> **Written request**: Scan the records below for the line with "Rebuild this table" and the line with "const cell = 'border", and retype that range exactly, both ends included, pictures excepted.

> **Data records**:
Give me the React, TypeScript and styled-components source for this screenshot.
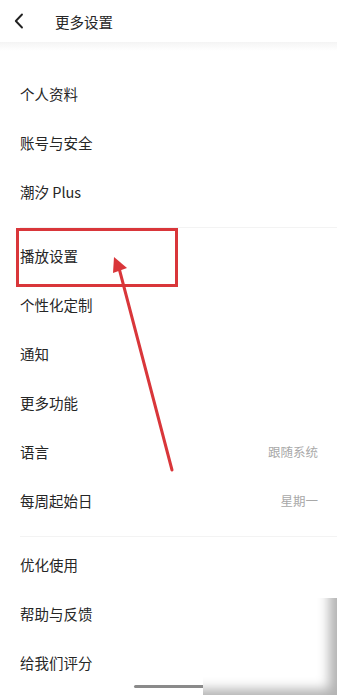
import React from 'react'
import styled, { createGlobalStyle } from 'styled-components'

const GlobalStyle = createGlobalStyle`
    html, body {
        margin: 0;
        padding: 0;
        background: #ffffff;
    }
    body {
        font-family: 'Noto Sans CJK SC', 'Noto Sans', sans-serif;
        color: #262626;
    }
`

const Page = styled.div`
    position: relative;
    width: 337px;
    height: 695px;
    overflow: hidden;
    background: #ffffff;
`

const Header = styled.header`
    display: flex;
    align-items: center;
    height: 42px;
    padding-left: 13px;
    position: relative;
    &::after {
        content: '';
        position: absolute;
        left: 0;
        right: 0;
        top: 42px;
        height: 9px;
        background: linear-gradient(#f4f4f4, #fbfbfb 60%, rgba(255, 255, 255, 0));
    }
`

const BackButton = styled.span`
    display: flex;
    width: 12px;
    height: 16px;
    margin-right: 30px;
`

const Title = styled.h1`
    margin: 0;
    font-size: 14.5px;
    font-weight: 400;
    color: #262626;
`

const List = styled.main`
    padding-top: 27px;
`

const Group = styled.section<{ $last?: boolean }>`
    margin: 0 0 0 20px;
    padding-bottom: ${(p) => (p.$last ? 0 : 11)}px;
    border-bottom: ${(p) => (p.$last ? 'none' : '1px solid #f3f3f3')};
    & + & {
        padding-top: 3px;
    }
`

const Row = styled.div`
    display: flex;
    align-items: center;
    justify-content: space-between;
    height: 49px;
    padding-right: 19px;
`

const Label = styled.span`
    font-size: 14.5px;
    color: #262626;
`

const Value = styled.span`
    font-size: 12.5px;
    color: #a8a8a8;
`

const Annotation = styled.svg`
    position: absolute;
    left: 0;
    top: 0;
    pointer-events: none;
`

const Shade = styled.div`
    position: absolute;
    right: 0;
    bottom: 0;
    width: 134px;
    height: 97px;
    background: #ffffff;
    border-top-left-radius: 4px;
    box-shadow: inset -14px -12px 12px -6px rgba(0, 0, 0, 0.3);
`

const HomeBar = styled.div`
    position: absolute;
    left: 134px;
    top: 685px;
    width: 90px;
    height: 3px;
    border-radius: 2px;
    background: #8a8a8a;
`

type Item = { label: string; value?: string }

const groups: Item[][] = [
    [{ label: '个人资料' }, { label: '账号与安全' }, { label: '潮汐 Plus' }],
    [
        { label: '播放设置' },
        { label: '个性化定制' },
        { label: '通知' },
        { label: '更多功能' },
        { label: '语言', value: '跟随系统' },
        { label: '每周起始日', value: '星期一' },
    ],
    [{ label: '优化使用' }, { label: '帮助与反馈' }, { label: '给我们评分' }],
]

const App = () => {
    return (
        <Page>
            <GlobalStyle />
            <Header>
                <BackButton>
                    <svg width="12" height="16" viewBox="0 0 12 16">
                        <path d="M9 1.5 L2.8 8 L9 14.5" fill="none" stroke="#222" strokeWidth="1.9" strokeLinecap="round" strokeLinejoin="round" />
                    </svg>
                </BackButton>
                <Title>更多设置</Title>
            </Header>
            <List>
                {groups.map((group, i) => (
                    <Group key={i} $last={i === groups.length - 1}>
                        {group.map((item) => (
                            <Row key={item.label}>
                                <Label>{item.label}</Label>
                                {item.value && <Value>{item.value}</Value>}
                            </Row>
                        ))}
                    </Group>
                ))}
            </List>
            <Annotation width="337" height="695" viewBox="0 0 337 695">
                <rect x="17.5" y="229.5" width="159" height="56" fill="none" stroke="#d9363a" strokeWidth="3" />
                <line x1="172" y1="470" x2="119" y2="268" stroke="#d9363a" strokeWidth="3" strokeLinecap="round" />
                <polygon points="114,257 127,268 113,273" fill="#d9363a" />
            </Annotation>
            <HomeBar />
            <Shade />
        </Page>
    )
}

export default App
--
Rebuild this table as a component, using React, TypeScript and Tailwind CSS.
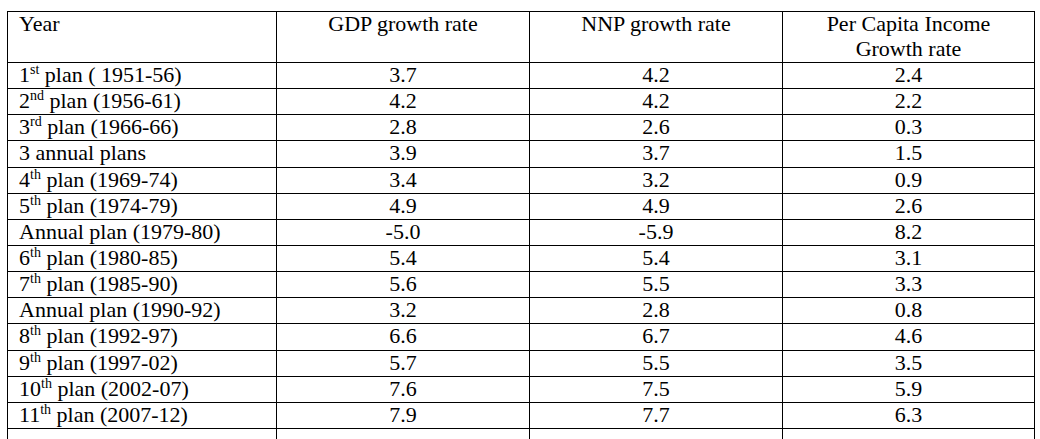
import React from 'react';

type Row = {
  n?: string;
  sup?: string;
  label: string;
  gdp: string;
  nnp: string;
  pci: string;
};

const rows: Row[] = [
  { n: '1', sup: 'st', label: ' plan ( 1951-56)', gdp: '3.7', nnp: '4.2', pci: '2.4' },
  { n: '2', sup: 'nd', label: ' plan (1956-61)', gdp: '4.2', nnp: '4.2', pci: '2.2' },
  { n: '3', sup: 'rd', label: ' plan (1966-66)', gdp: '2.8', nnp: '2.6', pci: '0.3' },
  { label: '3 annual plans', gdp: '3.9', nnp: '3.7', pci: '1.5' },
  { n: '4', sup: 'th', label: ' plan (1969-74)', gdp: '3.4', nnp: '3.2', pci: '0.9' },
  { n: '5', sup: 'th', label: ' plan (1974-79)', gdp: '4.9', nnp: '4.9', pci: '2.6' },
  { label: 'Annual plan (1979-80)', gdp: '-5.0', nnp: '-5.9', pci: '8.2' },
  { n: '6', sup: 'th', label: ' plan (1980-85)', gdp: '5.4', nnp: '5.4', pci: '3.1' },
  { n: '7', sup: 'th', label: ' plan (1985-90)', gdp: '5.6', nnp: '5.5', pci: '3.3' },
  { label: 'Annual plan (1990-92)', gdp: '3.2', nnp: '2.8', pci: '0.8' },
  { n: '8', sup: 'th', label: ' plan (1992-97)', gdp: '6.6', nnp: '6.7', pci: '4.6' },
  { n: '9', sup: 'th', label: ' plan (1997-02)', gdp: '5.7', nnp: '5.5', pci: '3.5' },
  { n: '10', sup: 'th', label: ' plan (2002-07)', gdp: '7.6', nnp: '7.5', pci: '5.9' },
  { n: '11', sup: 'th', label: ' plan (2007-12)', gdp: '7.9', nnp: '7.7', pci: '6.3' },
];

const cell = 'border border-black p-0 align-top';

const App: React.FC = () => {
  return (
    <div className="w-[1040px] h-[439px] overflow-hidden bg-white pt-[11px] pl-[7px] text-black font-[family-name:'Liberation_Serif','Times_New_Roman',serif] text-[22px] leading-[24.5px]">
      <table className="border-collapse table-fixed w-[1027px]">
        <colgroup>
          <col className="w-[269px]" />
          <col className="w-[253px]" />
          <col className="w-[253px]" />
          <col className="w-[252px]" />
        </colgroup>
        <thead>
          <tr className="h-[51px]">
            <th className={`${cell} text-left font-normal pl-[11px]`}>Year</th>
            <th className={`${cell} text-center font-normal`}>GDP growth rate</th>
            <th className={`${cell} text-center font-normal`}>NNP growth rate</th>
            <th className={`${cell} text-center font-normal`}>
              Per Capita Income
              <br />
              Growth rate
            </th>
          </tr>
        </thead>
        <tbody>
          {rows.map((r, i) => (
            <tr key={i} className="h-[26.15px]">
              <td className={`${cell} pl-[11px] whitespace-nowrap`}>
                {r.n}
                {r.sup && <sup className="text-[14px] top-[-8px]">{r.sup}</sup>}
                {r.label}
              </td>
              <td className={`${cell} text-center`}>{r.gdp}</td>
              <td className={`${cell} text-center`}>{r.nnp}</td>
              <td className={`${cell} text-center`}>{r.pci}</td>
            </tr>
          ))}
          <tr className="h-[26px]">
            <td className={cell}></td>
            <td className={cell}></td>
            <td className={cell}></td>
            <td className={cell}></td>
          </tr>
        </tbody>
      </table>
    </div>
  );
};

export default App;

> **Full solution**:
Rebuild this table as a component, using React, TypeScript and Tailwind CSS.
import React from 'react';

type Row = {
  n?: string;
  sup?: string;
  label: string;
  gdp: string;
  nnp: string;
  pci: string;
};

const rows: Row[] = [
  { n: '1', sup: 'st', label: ' plan ( 1951-56)', gdp: '3.7', nnp: '4.2', pci: '2.4' },
  { n: '2', sup: 'nd', label: ' plan (1956-61)', gdp: '4.2', nnp: '4.2', pci: '2.2' },
  { n: '3', sup: 'rd', label: ' plan (1966-66)', gdp: '2.8', nnp: '2.6', pci: '0.3' },
  { label: '3 annual plans', gdp: '3.9', nnp: '3.7', pci: '1.5' },
  { n: '4', sup: 'th', label: ' plan (1969-74)', gdp: '3.4', nnp: '3.2', pci: '0.9' },
  { n: '5', sup: 'th', label: ' plan (1974-79)', gdp: '4.9', nnp: '4.9', pci: '2.6' },
  { label: 'Annual plan (1979-80)', gdp: '-5.0', nnp: '-5.9', pci: '8.2' },
  { n: '6', sup: 'th', label: ' plan (1980-85)', gdp: '5.4', nnp: '5.4', pci: '3.1' },
  { n: '7', sup: 'th', label: ' plan (1985-90)', gdp: '5.6', nnp: '5.5', pci: '3.3' },
  { label: 'Annual plan (1990-92)', gdp: '3.2', nnp: '2.8', pci: '0.8' },
  { n: '8', sup: 'th', label: ' plan (1992-97)', gdp: '6.6', nnp: '6.7', pci: '4.6' },
  { n: '9', sup: 'th', label: ' plan (1997-02)', gdp: '5.7', nnp: '5.5', pci: '3.5' },
  { n: '10', sup: 'th', label: ' plan (2002-07)', gdp: '7.6', nnp: '7.5', pci: '5.9' },
  { n: '11', sup: 'th', label: ' plan (2007-12)', gdp: '7.9', nnp: '7.7', pci: '6.3' },
];

const cell = 'border border-black p-0 align-top';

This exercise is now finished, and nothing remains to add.